What's interesting, however, is that instead of spending his days with Burnett and his nights with Farrow, confessing their love through letters, Dennehy explained that this piece goes surprisingly unrehearsed. Instead they read it through a couple of times but leave the development and growth to occur before the audience.

"That's deliberate," Dennehy says, "It's a piece that's discovered, and it's discovered in front of an audience, which is the way it should be. This style, this show, allows you to do things that just aren't done in theater."

Part of that discovery will undoubtedly be how the interpretation of the role of Melissa varies from one actress to the next. Burnett, who has performed Love Letters with Dennehy in the past, "plays that kid who comes out of a rich family and rebels against everything. Not as a mean-spirited person, but just as a person who finds it all kind of funny, and kind of ridiculous."

In all the riches and opportunities afforded to her by wealth, Dennehy says about Burnett's interpretation, "everything becomes a rebellious act. And Carol being Carol... she's very very funny, and then of course it all becomes very tragic as she realizes she can't seem to break away from the person that she was raised to be, so that she can completely find herself."

Farrow on the other hand, who Dennehy describes an "an amazing actress... and an extraordinary, beautiful woman," has already been playing the role and Dennehy notes "the audience absolutely falls in love with her and allows their hearts to be broken by what she does."

Different than Burnett's approach, Dennehy says that Farrow's performance is, "heartbreaking, because her innocence [gives a] sense of virtue, her sense of real honesty that we can understand how easily she can be broken by the world."

Although seemingly simple in concept, the result is surprisingly complex as the actors must evolve from children, through adolescence and adulthood using nothing more than their voices and facial expressions. Dennehy describes, "The only thing you have is your voice, the words and certain limited emotional range." But despite the physical limitations Dennehy compares the actor's role much like being in charge of a big musical production. He says, "in the expression of your face, in the expression of your reading of the words lies your entire orchestra of communication. But it's enough. It's more than enough."
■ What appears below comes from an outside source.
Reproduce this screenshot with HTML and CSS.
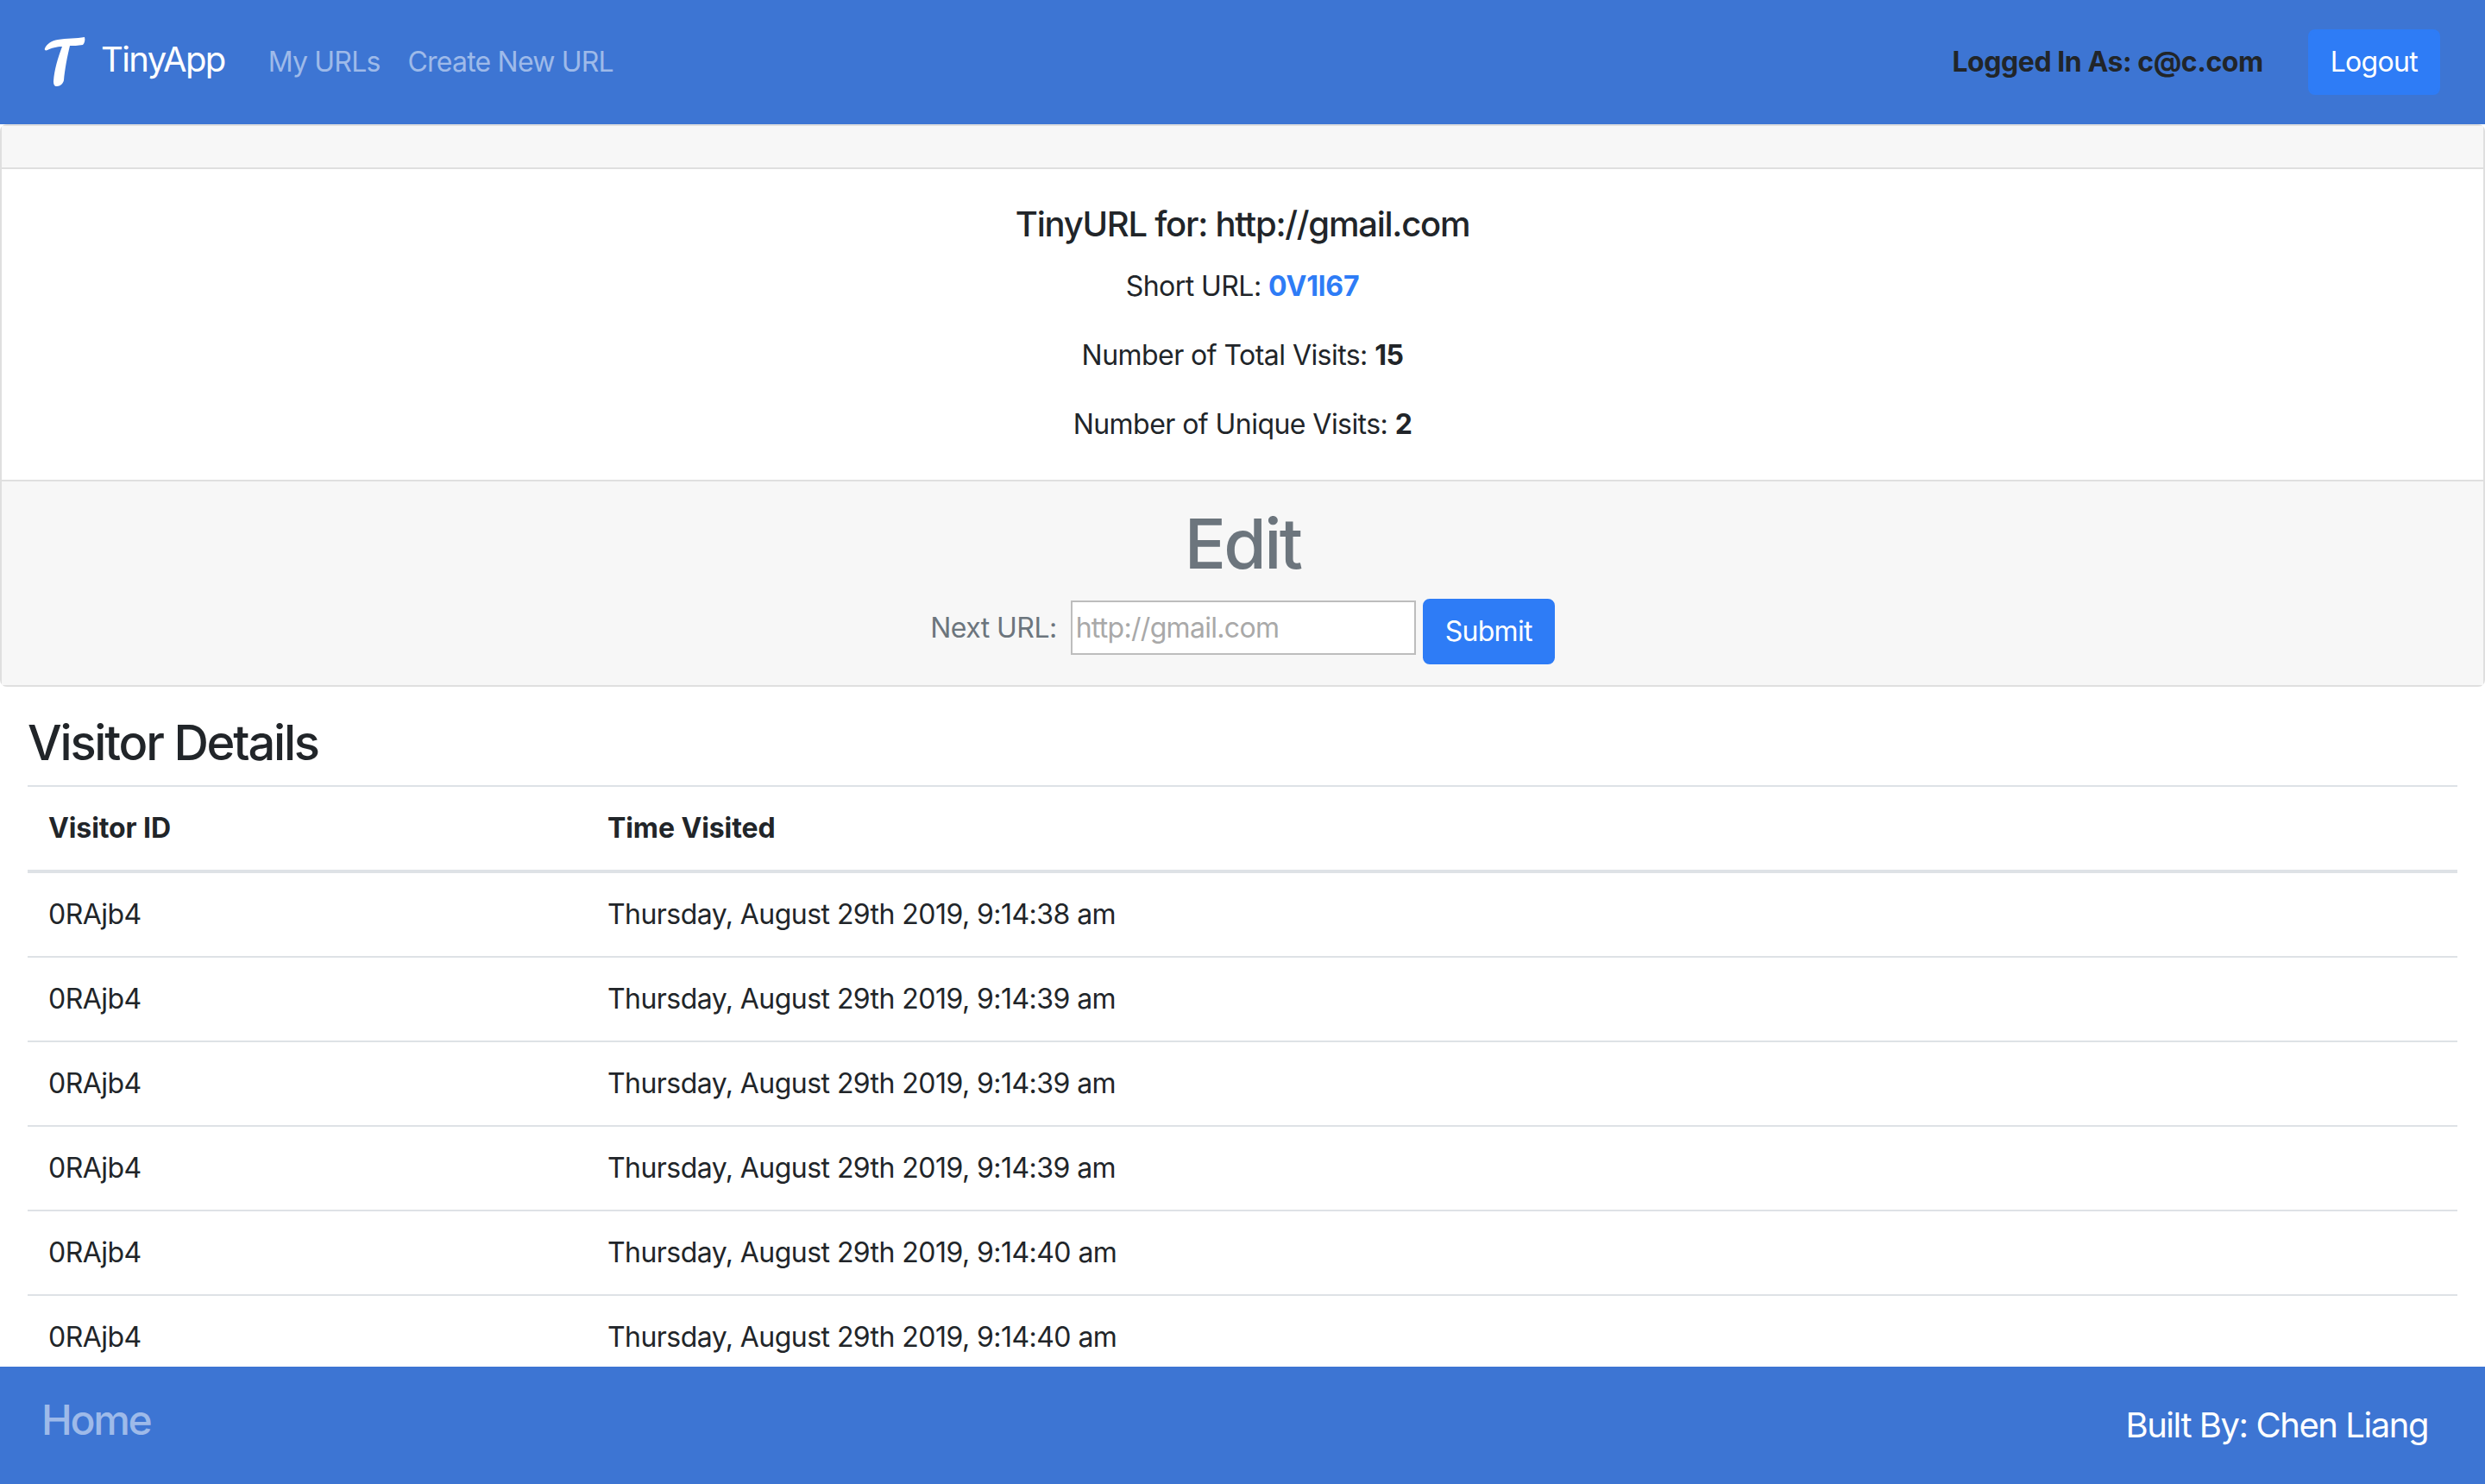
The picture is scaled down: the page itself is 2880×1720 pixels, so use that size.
FILE: index.html
```html
<!DOCTYPE html>
<html lang="en">
<head>
  <meta charset="UTF-8" />
  <title>TinyApp</title>
  <link rel="stylesheet" href="styles.css">
</head>
<body>

  <nav class="navbar">
    <a class="brand" href="#">
      <svg class="brand-logo" viewBox="0 0 48 58" aria-hidden="true">
        <path d="M1 13 C3 8 9 4 16 3 C26 1 38 2 47 0 C48 3 47 7 45 9 C39 10 34 10 30 10 C27 22 24 38 23 50 C22 54 19 57 15 57 C12 57 11 55 11 51 C12 38 16 24 21 11 C15 11 8 13 4 15 C2 16 0 15 1 13 Z"/>
      </svg>
      <span class="brand-name">TinyApp</span>
    </a>
    <ul class="nav-links">
      <li><a href="#">My URLs</a></li>
      <li><a href="#">Create New URL</a></li>
    </ul>
    <span class="logged-in">Logged In As: c@c.com</span>
    <button class="btn logout">Logout</button>
  </nav>

  <main class="content">
    <section class="card">
      <div class="card-header"></div>
      <div class="card-body">
        <h5>TinyURL for: http://gmail.com</h5>
        <p>Short URL: <a class="short-link" href="#">0V1l67</a></p>
        <p>Number of Total Visits: <b>15</b></p>
        <p class="last">Number of Unique Visits: <b>2</b></p>
      </div>
      <div class="card-footer">
        <h1>Edit</h1>
        <form class="edit-form">
          <label for="nextUrl">Next URL:</label>
          <input type="text" id="nextUrl" placeholder="http://gmail.com" />
          <button class="btn" type="button">Submit</button>
        </form>
      </div>
    </section>

    <section class="visitors">
      <h3>Visitor Details</h3>
      <table>
        <thead>
          <tr>
            <th class="col-id">Visitor ID</th>
            <th>Time Visited</th>
          </tr>
        </thead>
        <tbody>
          <tr><td>0RAjb4</td><td>Thursday, August 29th 2019, 9:14:38 am</td></tr>
          <tr><td>0RAjb4</td><td>Thursday, August 29th 2019, 9:14:39 am</td></tr>
          <tr><td>0RAjb4</td><td>Thursday, August 29th 2019, 9:14:39 am</td></tr>
          <tr><td>0RAjb4</td><td>Thursday, August 29th 2019, 9:14:39 am</td></tr>
          <tr><td>0RAjb4</td><td>Thursday, August 29th 2019, 9:14:40 am</td></tr>
          <tr><td>0RAjb4</td><td>Thursday, August 29th 2019, 9:14:40 am</td></tr>
        </tbody>
      </table>
    </section>
  </main>

  <footer class="footer">
    <a class="home" href="#">Home</a>
    <span class="built-by">Built By: Chen Liang</span>
  </footer>

</body>
</html>
```

FILE: styles.css
```css
* {
  box-sizing: border-box;
}

html, body {
  height: 100%;
}

body {
  margin: 0;
  display: flex;
  flex-direction: column;
  overflow: hidden;
  font-family: Inter, 'Liberation Sans', sans-serif;
  font-size: 32px;
  line-height: 1.5;
  letter-spacing: -0.55px;
  color: #212529;
  background: #FFFFFF;
}

a {
  text-decoration: none;
}

/* Top bar */
.navbar {
  flex: none;
  height: 144px;
  padding: 0 52px 0 51px;
  display: flex;
  align-items: center;
  background: #3D75D3;
}

.brand {
  display: flex;
  align-items: center;
  gap: 18px;
  color: #FFFFFF;
  font-size: 40px;
  letter-spacing: -1.6px;
}

.brand-logo {
  width: 48px;
  height: 58px;
  fill: #FFFFFF;
}

.brand-name {
  position: relative;
  top: -3px;
}

.nav-links {
  list-style: none;
  margin: 0 0 0 50px;
  padding: 0;
  display: flex;
  gap: 32px;
}

.nav-links a {
  color: #9EBAE9;
  letter-spacing: -0.8px;
}

.logged-in {
  margin-left: auto;
  margin-right: 52px;
  font-weight: 700;
  letter-spacing: -0.45px;
}

.btn {
  padding: 12px 24px;
  border: 2px solid #2E7CF6;
  border-radius: 8px;
  background: #2E7CF6;
  color: #FFFFFF;
  font-family: inherit;
  font-size: 32px;
  line-height: 48px;
  letter-spacing: -0.7px;
}

/* URL card */
.content {
  flex: 1;
  min-height: 0;
  overflow: hidden;
}

.card {
  border: 2px solid #DFDFDF;
  border-radius: 8px;
  background: #FFFFFF;
}

.card-header {
  height: 50px;
  border-bottom: 2px solid #DFDFDF;
  background: #F7F7F7;
}

.card-body {
  padding: 40px;
  text-align: center;
}

h5 {
  margin: 0 0 24px;
  font-size: 40px;
  font-weight: 550;
  line-height: 1.2;
  letter-spacing: -1.25px;
}

p {
  margin: 0 0 32px;
}

p.last {
  margin-bottom: 0;
}

.short-link {
  color: #2E7CF6;
  font-weight: 700;
  letter-spacing: -0.2px;
}

.card-footer {
  padding: 24px 40px;
  border-top: 2px solid #DFDFDF;
  background: #F7F7F7;
  color: #6C757D;
  text-align: center;
}

h1 {
  margin: 0 0 16px;
  font-size: 80px;
  font-weight: 550;
  line-height: 1.2;
  letter-spacing: -2.6px;
}

.edit-form {
  display: flex;
  justify-content: center;
  align-items: flex-start;
  gap: 8px;
}

.edit-form label {
  margin-right: 8px;
  line-height: 67px;
}

.edit-form input {
  width: 400px;
  height: 63px;
  margin-top: 2px;
  padding: 2px 4px;
  border: 2px solid #BDBDBD;
  background: #FFFFFF;
  font-family: inherit;
  font-size: 32px;
  letter-spacing: -0.7px;
  outline: none;
}

.edit-form input::placeholder {
  color: #A9A9A9;
  opacity: 1;
}

/* Visitor table */
.visitors {
  padding: 32px 32px 0;
}

h3 {
  margin: 0 0 15px;
  font-size: 56px;
  font-weight: 550;
  line-height: 67px;
  letter-spacing: -2.2px;
}

table {
  width: 100%;
  border-collapse: collapse;
}

th, td {
  padding: 24px;
  border-top: 2px solid #DEE2E6;
  text-align: left;
}

th {
  border-bottom: 4px solid #DEE2E6;
  font-weight: 700;
  letter-spacing: -0.1px;
}

.col-id {
  width: 648px;
}

/* Bottom bar */
.footer {
  flex: none;
  height: 136px;
  padding: 0 66px 0 48px;
  display: flex;
  justify-content: space-between;
  align-items: center;
  background: #3D75D3;
}

.home {
  position: relative;
  top: -6px;
  color: #9EBAE9;
  font-size: 48px;
  font-weight: 550;
  letter-spacing: -2.3px;
}

.built-by {
  color: #FFFFFF;
  font-size: 40px;
  letter-spacing: -1.45px;
}
```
Unlike a musical that fills a room though with sound, Dennehy measures a successful performance of Love Letters by its silence. "You're always better to judge an audience by their sounds" he explains. "By when they don't make a sound... The silence, the silence that's on stage as well as the silence that's in the audience -- sometimes gives more information to an actor and to an audience than anything else."

"That's one of the advantages of doing a piece of theater like this. Instead of watching an actor move across the stage, or pick up a phone, or have a drink, or sit down on a couch and brood, the silence is so simple and so profound and so loud that it becomes a piece of information in itself."

Finally, as insightful as Dennehy speaks of the play and nuances between both ladies who take on their role, he had a similarly introspective view of his own performance. He said that he agrees with critics who have said that Dennehy, "certainly doesn't look the part of Andrew Makepeace Ladd, he's not one of those aging fraternity boys or tennis players." However, just like the deafening silence he described earlier, Dennehy went on to interpret the critics, "but when you close your eyes and you listen, you can hear his very strong tendency towards pomposity, you know that he has listened to his father. He knows only one way to do that, which is to become a lawyer and a politician, and so forth, be married and take care of his family and do all the right things."

But, just as Farrow and Burnett will have different interpretations of Melissa, who must first break from all she knows to find herself, Dennehy says of his role, "of course, he realizes at some point that in doing so (pursing a "significant life"), he's taken at least a substantial portion of his real personal life and thrown it away, knowing that he could not do anything else."

Love Letters plays the Brooks Atkinson Theater, starring Brian Dennehy and Mia Farrow, through October 10th, after which Carol Burnett will step in for Ms. Farrow.